Orientierungssatz
Ein Verfahrensfehler kann in einer unterlassenen Aussetzung der Verhandlung, die den Sinn hat, anderweitige Ermittlungen abzuwarten, um sie selbst verwerten zu können, allenfalls dann vorliegen, wenn - wie bei der Unterlassung eigener Ermittlungen des Gerichts - das Gericht sich zu dieser Aussetzung hätte gedrängt fühlen müssen.
Normenkette
SGG § 114 Abs 3
Verfahrensgang
LSG Baden-Württemberg (Entscheidung vom 12.07.1989; Aktenzeichen L 2 J 543/89) |
Gründe
Die Beschwerde der Klägerin gegen die Nichtzulassung der Revision im Urteil des Landessozialgerichts Baden-Württemberg (LSG) vom 12. Juli 1989 ist unzulässig, weil die Klägerin ihre Beschwerde nicht substantiiert begründet hat.
Die Revision kann nur aus den in § 160 Abs 2 Nrn 1 bis 3 des Sozialgerichtsgesetzes (SGG) genannten Gründen - grundsätzliche Bedeutung, Divergenz oder Verfahrensfehler - zugelassen werden. Die Klägerin hat sich auf Verfahrensfehler berufen. In der Beschwerdebegründung muß jedoch der Verfahrensmangel "bezeichnet" werden (§ 160a Abs 2 Satz 3 SGG). Daran fehlt es in der Beschwerdebegründung der Klägerin.
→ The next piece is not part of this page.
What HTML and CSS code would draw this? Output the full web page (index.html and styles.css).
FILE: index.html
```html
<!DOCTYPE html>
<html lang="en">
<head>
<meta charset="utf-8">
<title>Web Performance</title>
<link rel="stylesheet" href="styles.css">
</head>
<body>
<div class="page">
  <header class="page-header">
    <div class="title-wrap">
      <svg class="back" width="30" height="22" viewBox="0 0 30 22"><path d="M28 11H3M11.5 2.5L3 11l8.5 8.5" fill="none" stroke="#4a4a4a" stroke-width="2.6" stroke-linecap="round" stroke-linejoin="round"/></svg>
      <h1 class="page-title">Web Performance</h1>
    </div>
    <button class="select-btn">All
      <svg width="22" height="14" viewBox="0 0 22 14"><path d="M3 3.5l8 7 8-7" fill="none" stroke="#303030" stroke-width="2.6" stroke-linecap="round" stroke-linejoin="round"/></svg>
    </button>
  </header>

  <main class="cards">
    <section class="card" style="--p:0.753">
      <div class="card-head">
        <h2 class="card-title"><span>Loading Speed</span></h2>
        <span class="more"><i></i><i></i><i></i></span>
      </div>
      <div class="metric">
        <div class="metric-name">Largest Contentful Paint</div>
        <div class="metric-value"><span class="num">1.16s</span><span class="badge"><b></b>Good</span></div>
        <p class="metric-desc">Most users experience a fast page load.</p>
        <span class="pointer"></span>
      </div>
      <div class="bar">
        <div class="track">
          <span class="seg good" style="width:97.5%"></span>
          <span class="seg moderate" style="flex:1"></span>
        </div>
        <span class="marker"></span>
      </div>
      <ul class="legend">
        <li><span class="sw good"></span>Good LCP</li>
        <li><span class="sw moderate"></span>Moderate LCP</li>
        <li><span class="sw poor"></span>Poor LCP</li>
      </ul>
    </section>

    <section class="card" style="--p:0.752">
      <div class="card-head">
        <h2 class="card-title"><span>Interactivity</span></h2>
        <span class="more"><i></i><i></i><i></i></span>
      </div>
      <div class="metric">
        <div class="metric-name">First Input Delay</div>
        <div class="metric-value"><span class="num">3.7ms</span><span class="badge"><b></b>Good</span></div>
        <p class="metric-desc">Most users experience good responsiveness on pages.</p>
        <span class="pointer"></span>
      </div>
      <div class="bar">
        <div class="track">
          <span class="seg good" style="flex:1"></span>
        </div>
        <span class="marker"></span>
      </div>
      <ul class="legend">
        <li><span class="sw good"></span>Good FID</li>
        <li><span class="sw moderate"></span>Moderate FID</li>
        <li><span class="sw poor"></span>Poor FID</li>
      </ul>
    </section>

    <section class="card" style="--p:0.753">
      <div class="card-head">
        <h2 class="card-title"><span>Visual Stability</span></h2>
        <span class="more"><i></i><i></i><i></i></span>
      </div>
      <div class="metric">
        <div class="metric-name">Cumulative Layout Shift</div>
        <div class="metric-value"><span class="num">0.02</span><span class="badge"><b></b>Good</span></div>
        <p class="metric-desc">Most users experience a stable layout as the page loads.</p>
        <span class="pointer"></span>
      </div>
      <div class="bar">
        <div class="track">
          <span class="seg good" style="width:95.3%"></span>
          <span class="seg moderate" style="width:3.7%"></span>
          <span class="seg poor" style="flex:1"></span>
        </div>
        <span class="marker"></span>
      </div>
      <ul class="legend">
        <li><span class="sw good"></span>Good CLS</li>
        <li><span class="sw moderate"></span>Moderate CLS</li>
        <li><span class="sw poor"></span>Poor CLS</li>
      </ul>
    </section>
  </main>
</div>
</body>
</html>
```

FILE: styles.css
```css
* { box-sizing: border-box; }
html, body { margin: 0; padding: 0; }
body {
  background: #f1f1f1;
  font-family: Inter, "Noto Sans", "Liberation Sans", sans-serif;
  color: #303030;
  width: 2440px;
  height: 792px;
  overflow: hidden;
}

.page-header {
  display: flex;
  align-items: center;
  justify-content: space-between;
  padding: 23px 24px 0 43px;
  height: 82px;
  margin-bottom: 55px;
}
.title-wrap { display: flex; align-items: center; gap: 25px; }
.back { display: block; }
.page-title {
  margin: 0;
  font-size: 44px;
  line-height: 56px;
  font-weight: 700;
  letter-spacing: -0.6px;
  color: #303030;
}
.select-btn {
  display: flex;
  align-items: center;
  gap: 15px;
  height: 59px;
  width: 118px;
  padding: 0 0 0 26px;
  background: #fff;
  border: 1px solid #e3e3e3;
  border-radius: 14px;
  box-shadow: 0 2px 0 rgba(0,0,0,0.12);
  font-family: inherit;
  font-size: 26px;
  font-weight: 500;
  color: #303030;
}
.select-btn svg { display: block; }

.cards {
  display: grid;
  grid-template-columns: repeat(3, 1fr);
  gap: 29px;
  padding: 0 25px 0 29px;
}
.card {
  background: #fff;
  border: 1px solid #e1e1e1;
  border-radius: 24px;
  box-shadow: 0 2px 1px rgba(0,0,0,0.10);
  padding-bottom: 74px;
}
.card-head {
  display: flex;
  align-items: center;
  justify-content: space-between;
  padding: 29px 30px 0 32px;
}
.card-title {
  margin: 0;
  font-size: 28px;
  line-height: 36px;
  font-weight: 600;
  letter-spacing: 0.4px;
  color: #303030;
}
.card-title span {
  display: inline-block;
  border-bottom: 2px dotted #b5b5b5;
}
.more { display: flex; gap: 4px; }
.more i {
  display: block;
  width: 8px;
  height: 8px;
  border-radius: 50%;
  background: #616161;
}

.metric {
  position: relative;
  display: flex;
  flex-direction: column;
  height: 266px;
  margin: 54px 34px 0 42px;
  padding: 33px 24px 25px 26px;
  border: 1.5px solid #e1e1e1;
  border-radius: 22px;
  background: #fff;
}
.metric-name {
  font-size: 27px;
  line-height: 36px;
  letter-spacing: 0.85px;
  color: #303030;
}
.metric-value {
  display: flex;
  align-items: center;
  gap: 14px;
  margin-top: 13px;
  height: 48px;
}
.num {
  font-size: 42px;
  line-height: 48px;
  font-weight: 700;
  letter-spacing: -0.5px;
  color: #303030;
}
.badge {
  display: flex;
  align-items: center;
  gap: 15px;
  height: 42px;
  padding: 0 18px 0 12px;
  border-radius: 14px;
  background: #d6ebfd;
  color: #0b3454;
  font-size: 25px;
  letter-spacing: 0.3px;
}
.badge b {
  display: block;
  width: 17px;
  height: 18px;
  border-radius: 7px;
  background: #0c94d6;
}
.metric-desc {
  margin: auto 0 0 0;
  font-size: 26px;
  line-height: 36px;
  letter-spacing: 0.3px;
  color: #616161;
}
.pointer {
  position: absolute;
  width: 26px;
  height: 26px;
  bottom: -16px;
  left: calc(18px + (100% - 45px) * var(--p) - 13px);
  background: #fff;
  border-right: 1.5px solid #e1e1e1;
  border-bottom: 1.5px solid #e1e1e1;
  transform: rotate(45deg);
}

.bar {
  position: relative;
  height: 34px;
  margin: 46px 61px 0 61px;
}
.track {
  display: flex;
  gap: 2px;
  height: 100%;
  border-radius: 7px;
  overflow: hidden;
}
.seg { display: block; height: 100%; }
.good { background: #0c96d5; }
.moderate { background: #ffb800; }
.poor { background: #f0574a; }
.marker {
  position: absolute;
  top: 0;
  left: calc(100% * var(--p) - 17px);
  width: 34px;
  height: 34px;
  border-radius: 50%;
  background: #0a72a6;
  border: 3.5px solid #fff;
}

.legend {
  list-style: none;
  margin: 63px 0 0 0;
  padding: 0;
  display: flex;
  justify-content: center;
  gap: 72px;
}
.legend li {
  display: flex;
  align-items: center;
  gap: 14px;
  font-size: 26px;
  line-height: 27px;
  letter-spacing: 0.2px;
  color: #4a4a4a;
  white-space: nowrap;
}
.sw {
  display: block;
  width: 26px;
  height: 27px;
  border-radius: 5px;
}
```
Die Klägerin sieht eine Verletzung des rechtlichen Gehörs darin, daß das LSG seine Entscheidung erlassen hat, ohne das Gutachten eines Dr. S zu berücksichtigen, das sich nach ihrer Meinung einmal bei den Akten der Beklagten befunden hat und während des gesamten gerichtlichen Verfahrens nicht mehr bei den Akten war. Die Beklagte erklärt, daß ihr dieses Gutachten weder bekannt ist noch von ihr je in Auftrag gegeben worden ist. Wird die Verletzung des rechtlichen Gehörs und damit ein Verstoß gegen die §§ 62, 128 Abs 2 SGG gerügt, so muß in der Beschwerdebegründung angegeben werden, welches Vorbringen verhindert worden ist und inwiefern die angefochtene Entscheidung darauf beruhen kann (BSG SozR 1500 § 62 Nr 10; SozR 1500 § 160a Nr 36). Daß das Urteil des LSG auf Tatsachen beruht, zu denen sich die Klägerin nicht hat äußern können, ist von ihr selbst somit nicht behauptet.
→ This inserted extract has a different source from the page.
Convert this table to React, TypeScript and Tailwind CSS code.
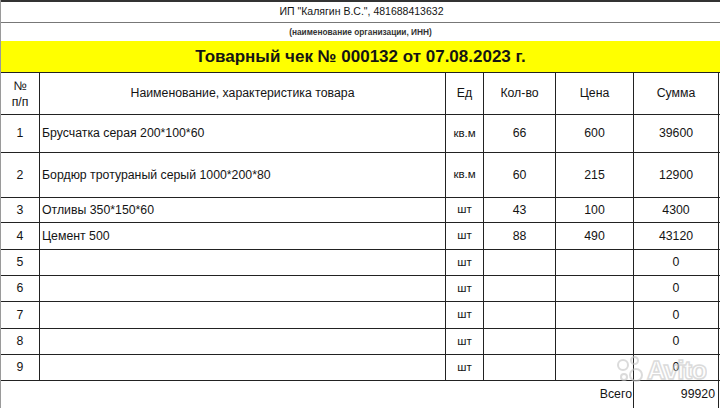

Darin, daß das LSG das genannte Gutachten nicht zum Gegenstand des Verfahrens gemacht hat, sieht die Klägerin einen Verfahrensmangel. Nach § 160 Abs 2 Nr 3 SGG kann ein Verfahrensmangel auf eine Verletzung des § 103 SGG nur gestützt werden, wenn er sich auf einen Beweisantrag bezieht, dem das LSG ohne hinreichende Begründung nicht gefolgt ist. Gemäß § 160a Abs 2 Satz 3 SGG ist dies vom Beschwerdeführer darzulegen. Von der Klägerin ist indessen weder vorgetragen worden, daß sie einen Antrag auf Beiziehung des Gutachtens des Dr. S gestellt hat noch, daß das LSG in der Lage gewesen wäre, ein Gutachten zu verwerten, von dem die Klägerin selbst behauptet, es sei verschwunden.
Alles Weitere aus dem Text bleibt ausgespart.